__Direction__
Which lines hold the word "code"? Copy each of them from the material.
** START OF Provided data **
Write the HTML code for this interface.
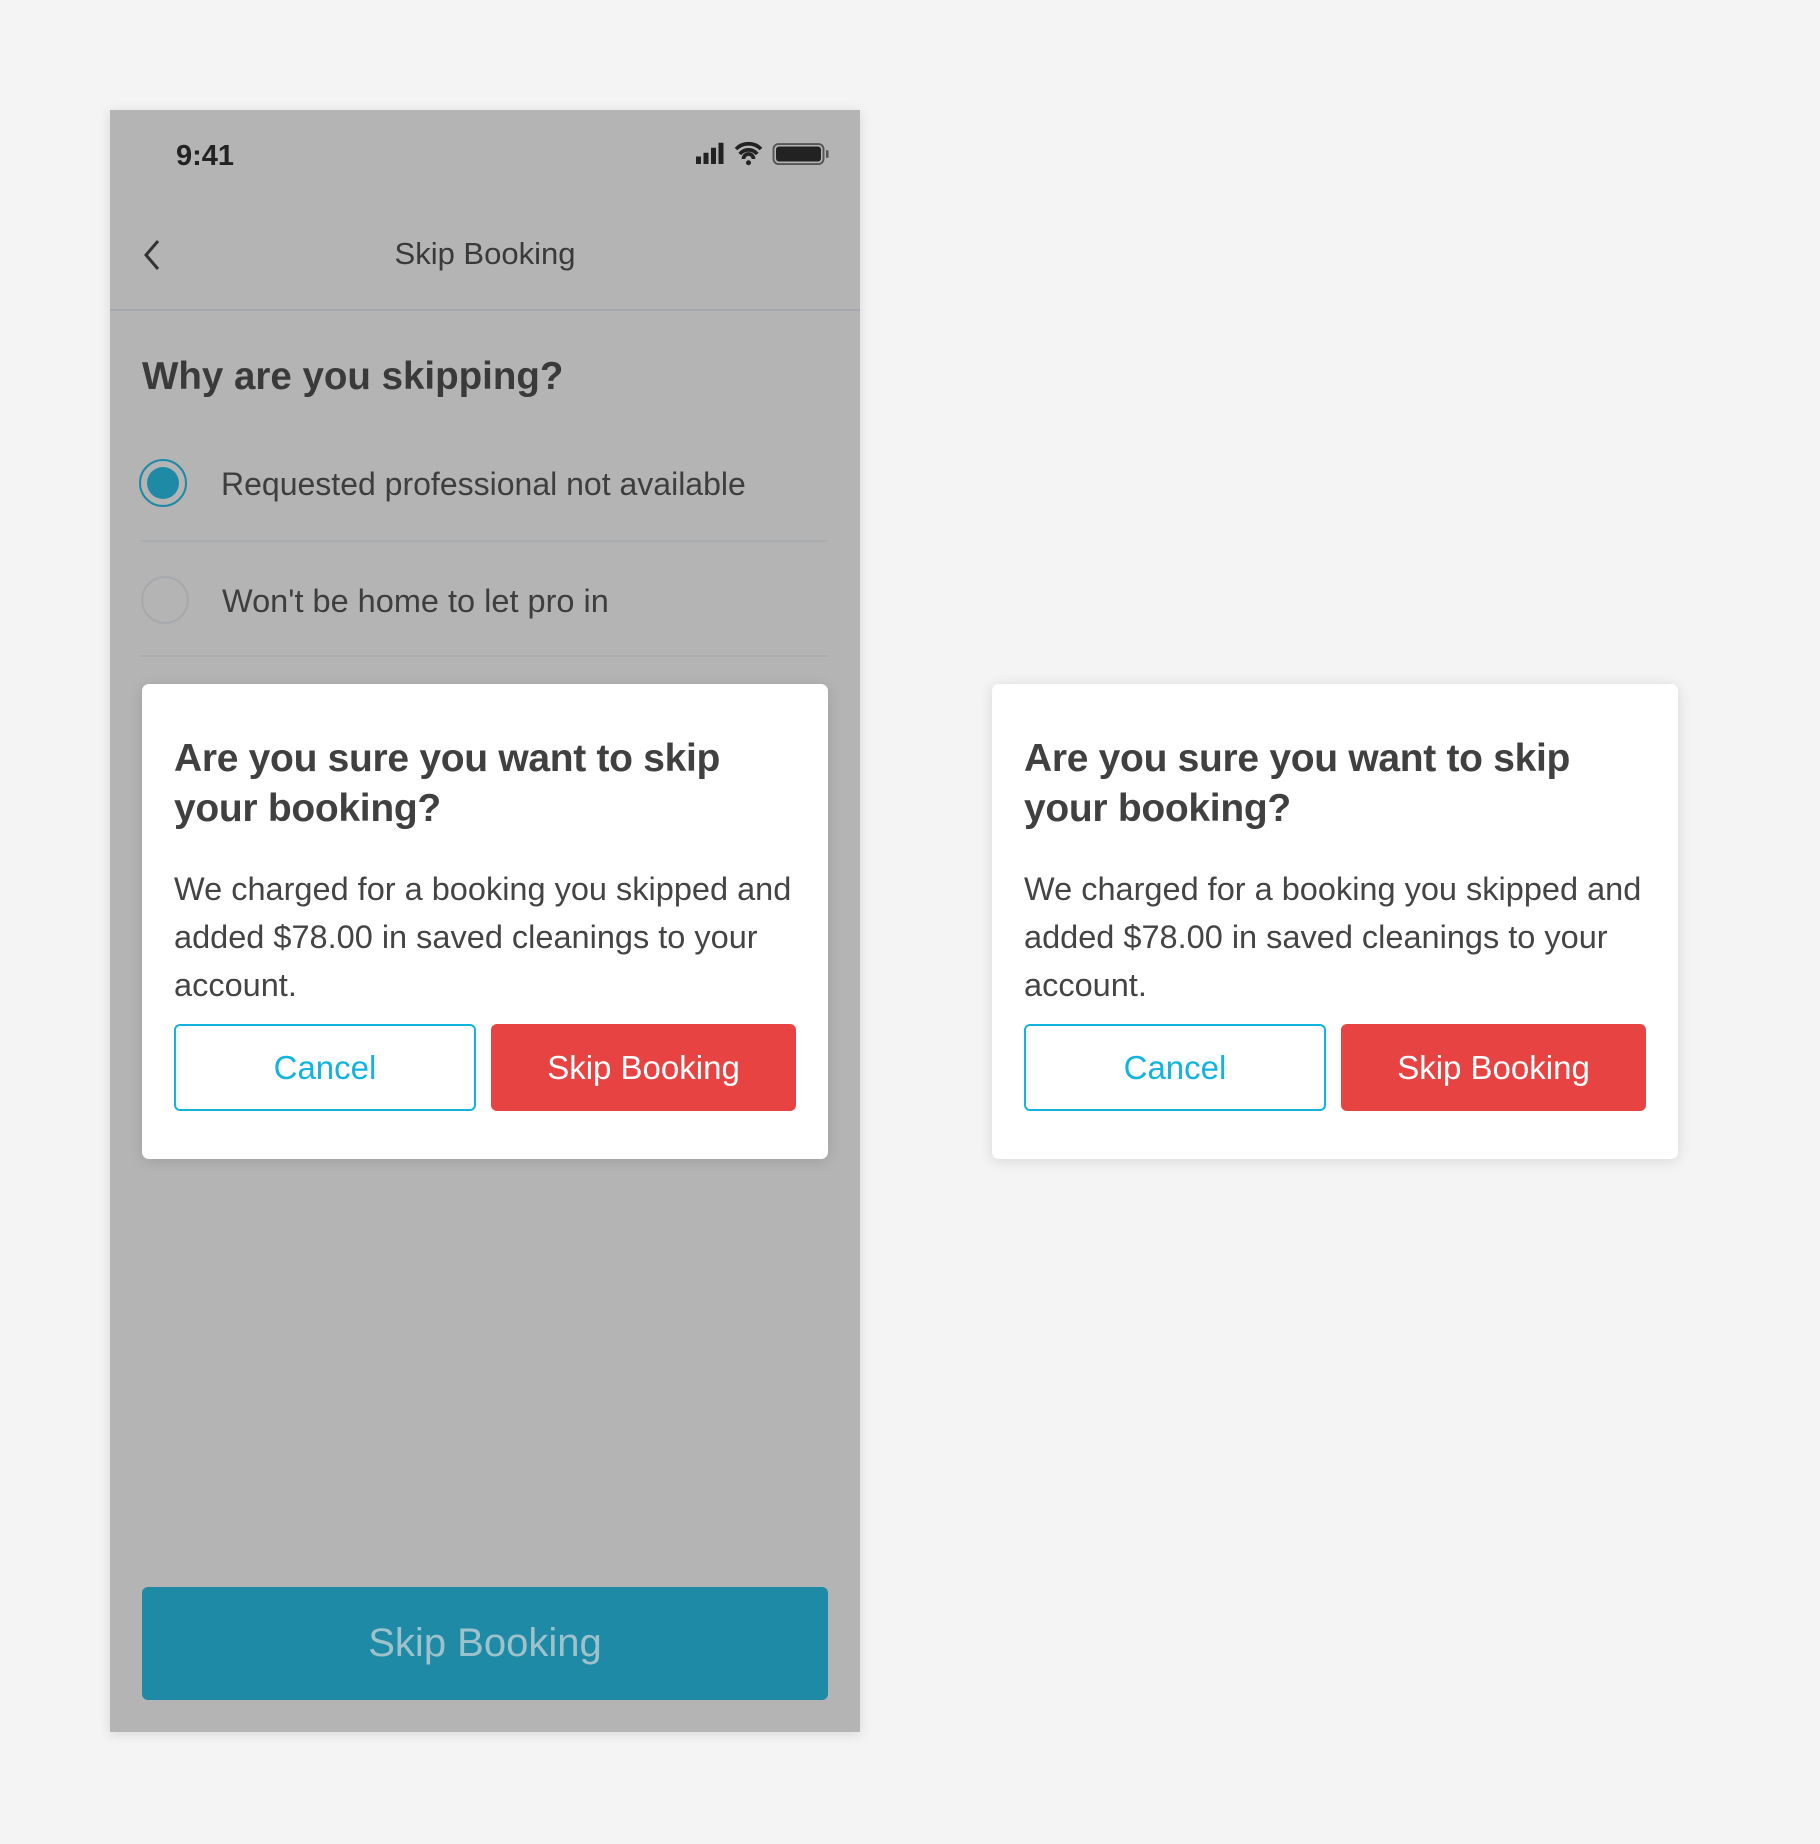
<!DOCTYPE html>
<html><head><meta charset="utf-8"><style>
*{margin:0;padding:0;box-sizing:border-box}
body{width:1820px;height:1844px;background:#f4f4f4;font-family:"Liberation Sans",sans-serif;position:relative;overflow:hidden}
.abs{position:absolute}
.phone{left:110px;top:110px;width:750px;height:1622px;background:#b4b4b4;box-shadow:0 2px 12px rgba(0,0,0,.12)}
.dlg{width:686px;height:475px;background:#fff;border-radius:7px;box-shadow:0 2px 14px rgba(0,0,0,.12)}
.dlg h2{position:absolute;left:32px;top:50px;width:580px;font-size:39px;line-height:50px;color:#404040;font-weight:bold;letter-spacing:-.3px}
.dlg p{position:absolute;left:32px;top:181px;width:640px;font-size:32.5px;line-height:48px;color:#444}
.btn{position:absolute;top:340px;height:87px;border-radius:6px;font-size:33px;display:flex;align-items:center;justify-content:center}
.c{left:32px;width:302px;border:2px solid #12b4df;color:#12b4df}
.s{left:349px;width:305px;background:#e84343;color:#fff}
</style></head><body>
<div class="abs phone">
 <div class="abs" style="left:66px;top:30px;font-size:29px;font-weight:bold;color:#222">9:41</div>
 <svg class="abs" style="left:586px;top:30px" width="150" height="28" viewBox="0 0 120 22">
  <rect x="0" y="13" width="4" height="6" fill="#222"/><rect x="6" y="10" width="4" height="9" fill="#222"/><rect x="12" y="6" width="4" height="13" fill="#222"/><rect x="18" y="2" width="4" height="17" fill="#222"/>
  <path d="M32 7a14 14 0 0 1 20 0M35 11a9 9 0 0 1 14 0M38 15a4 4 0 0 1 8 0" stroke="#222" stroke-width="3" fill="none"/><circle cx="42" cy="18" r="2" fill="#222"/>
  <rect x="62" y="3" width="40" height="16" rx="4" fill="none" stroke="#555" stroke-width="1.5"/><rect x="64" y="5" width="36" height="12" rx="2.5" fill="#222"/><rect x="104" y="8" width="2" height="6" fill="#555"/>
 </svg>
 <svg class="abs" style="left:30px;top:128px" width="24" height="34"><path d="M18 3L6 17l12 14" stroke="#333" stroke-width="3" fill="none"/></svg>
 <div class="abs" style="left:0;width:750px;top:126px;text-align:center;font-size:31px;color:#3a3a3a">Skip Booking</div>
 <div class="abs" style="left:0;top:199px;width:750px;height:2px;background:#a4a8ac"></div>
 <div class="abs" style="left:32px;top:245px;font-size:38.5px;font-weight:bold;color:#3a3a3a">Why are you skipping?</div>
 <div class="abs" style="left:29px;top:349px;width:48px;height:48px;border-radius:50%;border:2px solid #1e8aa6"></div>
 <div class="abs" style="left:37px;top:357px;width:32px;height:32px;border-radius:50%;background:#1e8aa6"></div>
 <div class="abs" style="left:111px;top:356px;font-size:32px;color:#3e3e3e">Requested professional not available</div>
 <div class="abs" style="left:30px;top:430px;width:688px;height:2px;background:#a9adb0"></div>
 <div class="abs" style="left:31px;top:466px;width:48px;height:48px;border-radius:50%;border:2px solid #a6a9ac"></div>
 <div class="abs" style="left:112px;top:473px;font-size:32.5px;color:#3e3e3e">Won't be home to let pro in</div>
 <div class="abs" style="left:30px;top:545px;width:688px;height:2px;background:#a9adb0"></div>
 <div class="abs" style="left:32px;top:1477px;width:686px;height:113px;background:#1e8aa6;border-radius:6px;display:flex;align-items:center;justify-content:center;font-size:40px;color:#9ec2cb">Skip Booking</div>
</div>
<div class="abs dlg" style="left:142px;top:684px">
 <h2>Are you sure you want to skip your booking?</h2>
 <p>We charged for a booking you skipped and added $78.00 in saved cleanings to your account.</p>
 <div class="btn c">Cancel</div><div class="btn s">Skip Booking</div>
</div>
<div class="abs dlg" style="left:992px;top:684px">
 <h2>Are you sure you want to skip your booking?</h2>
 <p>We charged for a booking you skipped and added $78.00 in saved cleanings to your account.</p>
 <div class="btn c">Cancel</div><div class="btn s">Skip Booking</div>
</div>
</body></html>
** END OF Provided data **
** START OF Provided data **
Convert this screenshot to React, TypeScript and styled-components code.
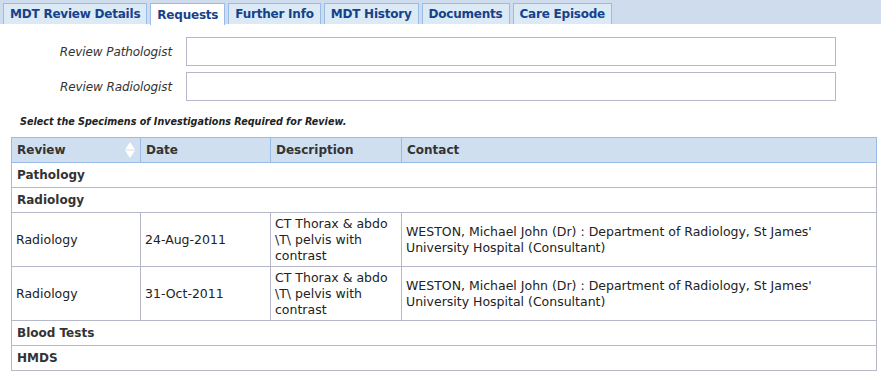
** END OF Provided data **
** START OF Provided data **
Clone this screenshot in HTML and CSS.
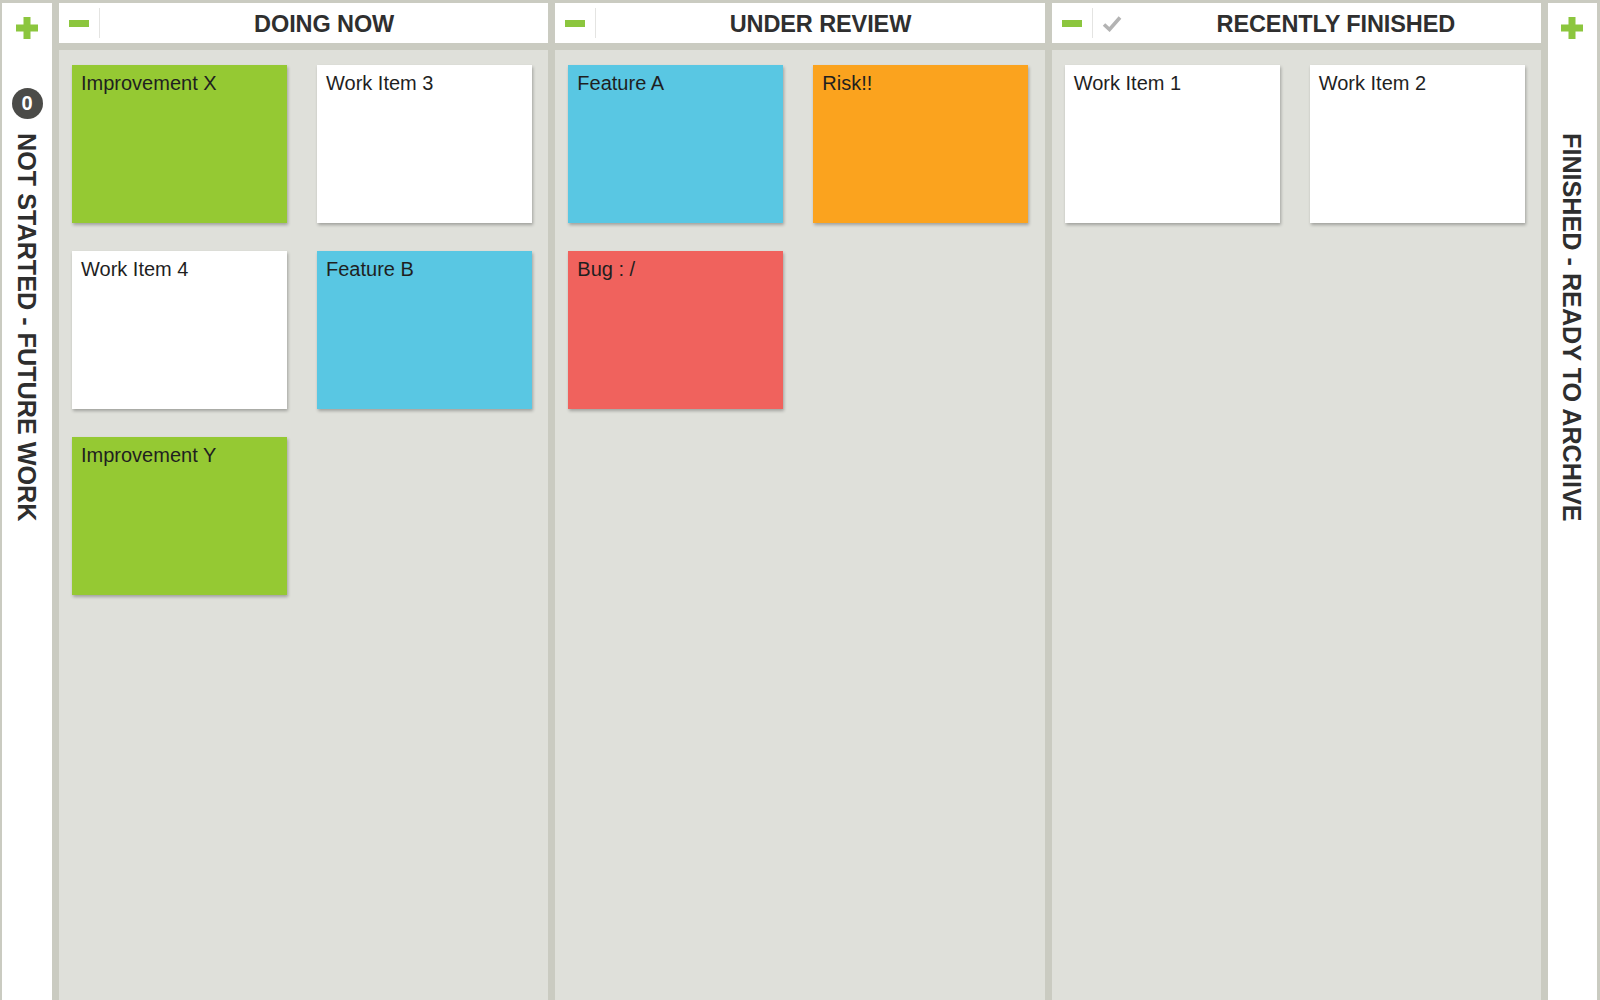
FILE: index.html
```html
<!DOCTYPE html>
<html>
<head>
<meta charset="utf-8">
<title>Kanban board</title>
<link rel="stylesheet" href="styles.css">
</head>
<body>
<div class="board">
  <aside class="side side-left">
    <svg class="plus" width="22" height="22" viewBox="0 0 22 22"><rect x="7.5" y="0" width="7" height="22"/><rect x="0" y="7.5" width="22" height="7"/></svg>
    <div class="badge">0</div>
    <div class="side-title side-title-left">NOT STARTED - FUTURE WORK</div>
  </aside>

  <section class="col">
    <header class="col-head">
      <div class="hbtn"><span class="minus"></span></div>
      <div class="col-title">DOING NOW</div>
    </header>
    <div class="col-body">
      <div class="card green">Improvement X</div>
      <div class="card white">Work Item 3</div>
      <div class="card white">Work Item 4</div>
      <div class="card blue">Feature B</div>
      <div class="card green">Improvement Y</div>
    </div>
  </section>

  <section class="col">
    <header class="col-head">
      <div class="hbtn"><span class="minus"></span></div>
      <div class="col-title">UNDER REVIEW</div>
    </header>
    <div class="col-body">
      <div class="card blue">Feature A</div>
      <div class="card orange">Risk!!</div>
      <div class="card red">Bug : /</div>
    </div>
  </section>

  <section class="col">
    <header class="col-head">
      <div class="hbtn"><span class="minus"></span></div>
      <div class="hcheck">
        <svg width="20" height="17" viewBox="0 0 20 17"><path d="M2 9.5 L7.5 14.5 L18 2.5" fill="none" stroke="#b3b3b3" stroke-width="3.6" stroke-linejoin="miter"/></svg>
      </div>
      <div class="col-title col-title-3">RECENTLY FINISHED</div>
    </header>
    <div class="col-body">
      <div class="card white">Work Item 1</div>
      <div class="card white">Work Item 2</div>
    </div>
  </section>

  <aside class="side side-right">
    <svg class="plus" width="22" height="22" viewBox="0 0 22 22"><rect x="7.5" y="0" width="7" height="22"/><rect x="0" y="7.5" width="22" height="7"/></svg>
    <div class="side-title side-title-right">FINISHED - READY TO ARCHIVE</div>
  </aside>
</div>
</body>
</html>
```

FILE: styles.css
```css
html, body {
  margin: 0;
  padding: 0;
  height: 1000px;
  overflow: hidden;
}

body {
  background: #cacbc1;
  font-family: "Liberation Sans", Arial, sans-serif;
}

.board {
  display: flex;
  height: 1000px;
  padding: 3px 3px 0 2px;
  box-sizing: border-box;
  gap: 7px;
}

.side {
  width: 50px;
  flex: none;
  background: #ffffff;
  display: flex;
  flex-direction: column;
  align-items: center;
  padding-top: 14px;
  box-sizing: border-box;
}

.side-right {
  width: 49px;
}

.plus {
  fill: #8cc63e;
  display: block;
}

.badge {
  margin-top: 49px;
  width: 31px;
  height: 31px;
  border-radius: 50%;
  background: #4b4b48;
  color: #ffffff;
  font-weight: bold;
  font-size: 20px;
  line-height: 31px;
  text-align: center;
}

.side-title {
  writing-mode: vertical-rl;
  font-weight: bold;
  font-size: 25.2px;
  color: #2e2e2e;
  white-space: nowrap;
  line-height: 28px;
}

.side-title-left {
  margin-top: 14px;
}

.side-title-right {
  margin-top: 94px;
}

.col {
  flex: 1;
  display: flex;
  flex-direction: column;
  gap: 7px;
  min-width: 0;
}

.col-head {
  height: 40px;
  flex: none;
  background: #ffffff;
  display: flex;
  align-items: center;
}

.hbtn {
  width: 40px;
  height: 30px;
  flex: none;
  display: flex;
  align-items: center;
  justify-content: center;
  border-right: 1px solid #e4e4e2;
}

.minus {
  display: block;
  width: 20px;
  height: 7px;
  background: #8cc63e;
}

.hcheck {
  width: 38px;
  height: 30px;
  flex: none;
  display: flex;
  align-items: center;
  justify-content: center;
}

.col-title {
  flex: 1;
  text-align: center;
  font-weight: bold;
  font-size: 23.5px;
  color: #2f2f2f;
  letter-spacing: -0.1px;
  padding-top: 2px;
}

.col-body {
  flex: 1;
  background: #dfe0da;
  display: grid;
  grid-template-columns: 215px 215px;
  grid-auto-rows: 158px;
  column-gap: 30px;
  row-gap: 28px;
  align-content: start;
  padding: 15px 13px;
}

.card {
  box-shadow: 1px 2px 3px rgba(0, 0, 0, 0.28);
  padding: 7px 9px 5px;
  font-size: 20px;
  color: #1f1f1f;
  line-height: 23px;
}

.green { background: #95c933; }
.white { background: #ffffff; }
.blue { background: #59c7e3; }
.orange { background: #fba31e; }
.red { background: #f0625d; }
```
** END OF Provided data **
__Written solution__
Write the HTML code for this interface.
Convert this screenshot to React, TypeScript and styled-components code.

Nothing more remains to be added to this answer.